In the corridors, bankers have talked project finance, in the first place for Qatar, and Doha Bank of Qatar opened a local Singapore branch during the Bank/Fund meetings. The importance of the Asia-Middle East nexus has been highlighted in seminars.

"The structure of demand growth has changed", former Organisation of Petroleum Exporting Countries (OPEC) acting secretary general and director of research Adnan Shihab-Eldin told a seminar in Singapore. "In all scenarios, developing countries are set to account for almost four-fifths of the future growth in demand for oil, with Asia accounting for more than 50%."


This trend could accelerate, with vehicle use in Asia now exhibiting "an extremely low level of around 1.5 per hundred of the population [set to rise to] about 10 per hundred by 2025."


Shihab-Eldin played down supply side problems, to which attention has been drawn most notably by US consultant Matt Simmons, who has generated huge controversy by arguing that reserves in Saudi Arabia's vast Al-Gawar field are massively overstated. Shihab-Eldin said: "The oil resources base, albeit finite, is very large and is sufficient to satisfy growth of world demand for many decades, notwithstanding 'peak oil' noise."


Ali Bakhsh, Singapore-based regional vice president of Saudi Aramco, emphasised that "we are not only expanding our hydrocarbon resources through an aggressive exploration programme, but are also working on a major series of crude oil increments, which will bring more than 2 million barrels per day (b/d) onstream by 2009."


Over 1 million b/d has already been added to Saudi output since 2005, Bakhsh concluded, and "projects of this size require investments in pipelines and export-related infrastructure to move those additional barrels to the markets".


Indeed, Shihab-Eldin argued that "there has been a build-up in capacity that could impact on prices in a couple of years' time." But the key to price stability was resolving geopolitical problems.


Underlining the potential spend, a leading project financier told Emerging Markets that commercial banks that have already injected tens of billions of dollars into Qatar's liquefied natural gas (LNG) industry, are piling in again for the Qatargas 4 project, which needs a total $4.25 billion.


Banks have committed over $2.8 billion of this, "which shows just how liquid this market is", the banker said, More than 20 mandated lead arrangers have been appointed for the 16-year deal – part bank loan and part Rule 144a bond – on which pricing starts at the very tight margin of 30 basis points over Libor.

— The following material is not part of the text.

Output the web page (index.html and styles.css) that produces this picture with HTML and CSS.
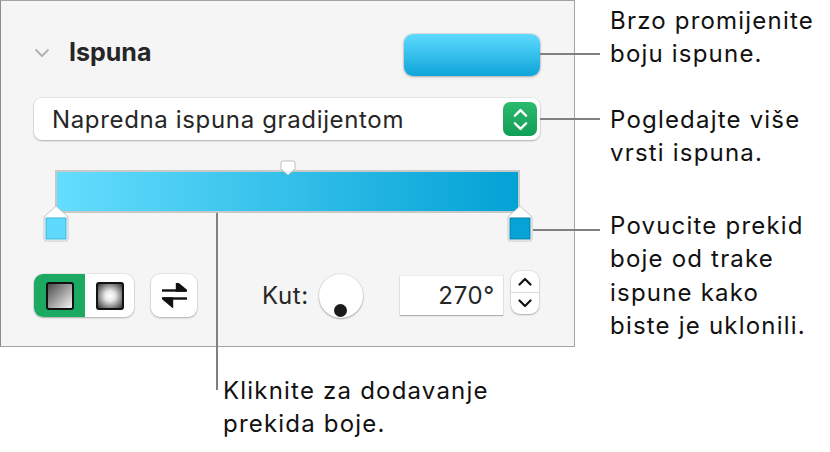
FILE: index.html
```html
<!DOCTYPE html>
<html lang="hr">
<head>
  <meta charset="UTF-8" />
  <title>Ispuna</title>
  <link rel="stylesheet" href="styles.css">
</head>
<body>
  <div class="figure">
    <div class="top">
      <section class="panel">
        <div class="panel-head">
          <svg class="chevron" viewBox="0 0 16 10"><polyline points="1.5,1.5 8,8 14.5,1.5" /></svg>
          <h3>Ispuna</h3>
          <div class="swatch"></div>
        </div>

        <div class="select">
          <span>Napredna ispuna gradijentom</span>
          <span class="select-btn">
            <svg viewBox="0 0 16 26"><polyline points="2,9 8,3 14,9" /><polyline points="2,17 8,23 14,17" /></svg>
          </span>
        </div>

        <div class="gradient">
          <svg class="midpoint" viewBox="0 0 16 16"><path d="M1 3 Q1 1 3 1 H13 Q15 1 15 3 V9 L8 15 L1 9 Z" /></svg>
          <svg class="stop stop-left" viewBox="0 0 26 37">
            <path d="M1 12 L13 1 L25 12 V34 Q25 36 23 36 H3 Q1 36 1 34 Z" />
            <rect x="3" y="13" width="20" height="21" />
          </svg>
          <svg class="stop stop-right" viewBox="0 0 26 37">
            <path d="M1 12 L13 1 L25 12 V34 Q25 36 23 36 H3 Q1 36 1 34 Z" />
            <rect x="3" y="13" width="20" height="21" />
          </svg>
        </div>

        <div class="controls">
          <div class="segmented">
            <span class="seg seg-on"><i class="fill-icon linear"></i></span>
            <span class="seg"><i class="fill-icon radial"></i></span>
          </div>
          <div class="swap">
            <svg viewBox="0 0 25 25">
              <line x1="0" y1="7.5" x2="24" y2="7.5" />
              <polygon points="15,0 24,7.5 15,7.5" />
              <line x1="1" y1="15.5" x2="25" y2="15.5" />
              <polygon points="1,15.5 10,15.5 10,23" />
            </svg>
          </div>
          <span class="kut">Kut:</span>
          <div class="knob"><span class="dot"></span></div>
          <div class="angle">270°</div>
          <div class="stepper">
            <span><svg viewBox="0 0 14 9"><polyline points="1.5,7.5 7,2 12.5,7.5" /></svg></span>
            <span><svg viewBox="0 0 14 9"><polyline points="1.5,1.5 7,7 12.5,1.5" /></svg></span>
          </div>
        </div>
      </section>

      <div class="notes">
        <p class="note note-color">Brzo promijenite<br>boju ispune.</p>
        <p class="note note-type">Pogledajte više<br>vrsti ispuna.</p>
        <p class="note note-stop">Povucite prekid<br>boje od trake<br>ispune kako<br>biste je uklonili.</p>
      </div>
    </div>

    <p class="note note-add">Kliknite za dodavanje<br>prekida boje.</p>
  </div>
</body>
</html>
```

FILE: styles.css
```css
* {
  margin: 0;
  padding: 0;
  box-sizing: border-box;
}

body {
  background: #fff;
  font-family: Inter, "Liberation Sans", sans-serif;
  color: #1d1d1f;
  font-size: 24px;
  letter-spacing: 1.2px;
}

.top {
  display: flex;
}

/* Inspector panel */
.panel {
  width: 575px;
  height: 347px;
  background: #f5f5f5;
  border: 1px solid #a3a3a3;
  border-left-color: #8c8c8c;
  padding: 33px 34px 0 33px;
  letter-spacing: 0.65px;
}

.panel-head {
  display: flex;
  align-items: center;
  height: 42px;
}

.chevron {
  width: 16px;
  height: 10px;
  margin-top: -4px;
  fill: none;
  stroke: #b3b3b3;
  stroke-width: 2;
}

.panel-head h3 {
  font-size: 25px;
  font-weight: 700;
  letter-spacing: 0;
  color: #262626;
  margin: -6px 0 0 19px;
}

.swatch {
  margin-left: auto;
  width: 136px;
  height: 42px;
  border-radius: 9px;
  background: linear-gradient(#5ddafe, #0fa4d9);
  box-shadow: 0 0 0 1px rgba(0, 0, 0, 0.07), 0 1px 3px rgba(0, 0, 0, 0.25);
}

.select {
  margin-top: 22px;
  height: 42px;
  display: flex;
  align-items: center;
  padding: 0 3px 0 18px;
  background: #fff;
  border-radius: 8px;
  color: #262626;
  box-shadow: 0 0 0 1px rgba(0, 0, 0, 0.05), 0 1px 2px rgba(0, 0, 0, 0.25);
}

.select-btn {
  margin-left: auto;
  width: 34px;
  height: 34px;
  border-radius: 7px;
  background: linear-gradient(#2cba6e, #109f56);
  display: flex;
  align-items: center;
  justify-content: center;
}

.select-btn svg {
  width: 15px;
  height: 25px;
  fill: none;
  stroke: #fff;
  stroke-width: 2.6;
  stroke-linecap: round;
  stroke-linejoin: round;
}

/* Gradient bar with its stops */
.gradient {
  position: relative;
  margin: 30px 20px 61px 21px;
  height: 43px;
  border: 2px solid #c8c8c8;
  background: linear-gradient(to right, #64ddfe, #03a2d5);
}

.midpoint {
  position: absolute;
  left: 50%;
  top: -12px;
  width: 16px;
  height: 16px;
  margin-left: -8px;
  fill: #fff;
  stroke: #bdbdbd;
}

.stop {
  position: absolute;
  top: 33px;
  width: 26px;
  height: 37px;
}

.stop path {
  fill: #fff;
  stroke: #c6c6c6;
}

.stop-left {
  left: -14px;
}

.stop-left rect {
  fill: #5fdafe;
  stroke: #3bb3d6;
}

.stop-right {
  right: -15px;
}

.stop-right rect {
  fill: #07a2d6;
  stroke: #0b7fa8;
}

/* Bottom row */
.controls {
  display: flex;
  align-items: center;
  height: 43px;
}

.segmented {
  width: 100px;
  height: 43px;
  display: flex;
  border-radius: 9px;
  overflow: hidden;
  background: #fff;
  box-shadow: 0 0 0 1px rgba(0, 0, 0, 0.05), 0 1px 2px rgba(0, 0, 0, 0.25);
}

.seg {
  flex: 1;
  display: flex;
  align-items: center;
  justify-content: center;
}

.seg-on {
  flex: 0 0 51px;
  background: #1caa63;
}

.fill-icon {
  width: 28px;
  height: 28px;
  border: 2.5px solid #111;
  border-radius: 3px;
}

.linear {
  background: linear-gradient(135deg, #4a4a4a, #f4f4f4);
}

.radial {
  background: radial-gradient(circle, #fff 0%, #e6e6e6 30%, #333 100%);
}

.swap {
  margin-left: 17px;
  width: 46px;
  height: 43px;
  border-radius: 9px;
  background: #fff;
  display: flex;
  align-items: center;
  justify-content: center;
  box-shadow: 0 0 0 1px rgba(0, 0, 0, 0.05), 0 1px 2px rgba(0, 0, 0, 0.25);
}

.swap svg {
  width: 25px;
  height: 25px;
  stroke: #111;
  stroke-width: 2.4;
  fill: #111;
}

.kut {
  margin-left: 65px;
  color: #262626;
}

.knob {
  margin-left: 10px;
  width: 44px;
  height: 44px;
  border-radius: 50%;
  background: #fff;
  display: flex;
  align-items: flex-end;
  justify-content: center;
  padding-bottom: 1px;
  box-shadow: 0 0 0 1px rgba(0, 0, 0, 0.05), 0 1px 2px rgba(0, 0, 0, 0.3);
}

.dot {
  width: 13px;
  height: 13px;
  border-radius: 50%;
  background: #1b1b1b;
}

.angle {
  margin-left: 37px;
  width: 103px;
  height: 39px;
  background: #fff;
  text-align: right;
  padding-right: 8px;
  line-height: 39px;
  color: #262626;
  box-shadow: 0 0 0 1px rgba(0, 0, 0, 0.04), 0 1px 1px rgba(0, 0, 0, 0.25);
}

.stepper {
  margin: -6px 0 0 8px;
  width: 28px;
  height: 43px;
  border-radius: 9px;
  background: #fff;
  display: flex;
  flex-direction: column;
  box-shadow: 0 0 0 1px rgba(0, 0, 0, 0.05), 0 1px 2px rgba(0, 0, 0, 0.25);
}

.stepper span {
  flex: 1;
  display: flex;
  align-items: center;
  justify-content: center;
}

.stepper span + span {
  border-top: 1px solid #dcdcdc;
}

.stepper svg {
  width: 14px;
  height: 9px;
  fill: none;
  stroke: #111;
  stroke-width: 2.2;
  stroke-linecap: round;
  stroke-linejoin: round;
}

/* Callouts */
.notes {
  padding-left: 35px;
}

.note {
  position: relative;
  line-height: 33.3px;
  color: #111;
}

.note::before {
  content: "";
  position: absolute;
  background: #808080;
  height: 2px;
}

.note-color {
  margin-top: 4px;
}

.note-color::before {
  left: -70px;
  width: 60px;
  top: 49px;
}

.note-type {
  margin-top: 32px;
}

.note-type::before {
  left: -70px;
  width: 60px;
  top: 15px;
}

.note-stop {
  margin-top: 40px;
}

.note-stop::before {
  left: -77px;
  width: 67px;
  top: 20px;
}

.note-add {
  margin: 27px 0 0 223px;
}

.note-add::before {
  left: -7px;
  top: -161px;
  width: 2px;
  height: 177px;
}
```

A massive upturn in downstream project spending in the Gulf region, and booming Asian economies’ thrust into upstream exploration to secure crude and natural gas supplies, are the two headline factors that have “created new momentum" in Asia's relationship with the Middle East, World Bank vice president Mustapha Kamel Nabli said.


Ties through labour migration, trade and finance are long standing between the two regions, said Ligia Noronha, a director of the New Delhi-based The Energy and Resources Institute, but "what has changed is the volume. and there is a new consciousness, which is also reflected in rising tensions with the west."


Asia has capital and technical skills that can complement the Middle East's energy industry development, Noronha said. And, pointing to the distinction between them and the Bush administration on Iraq – which endears them to Middle Eastern governments – she added: "Asian governments are not going on about regime change. And none of them have done it themselves."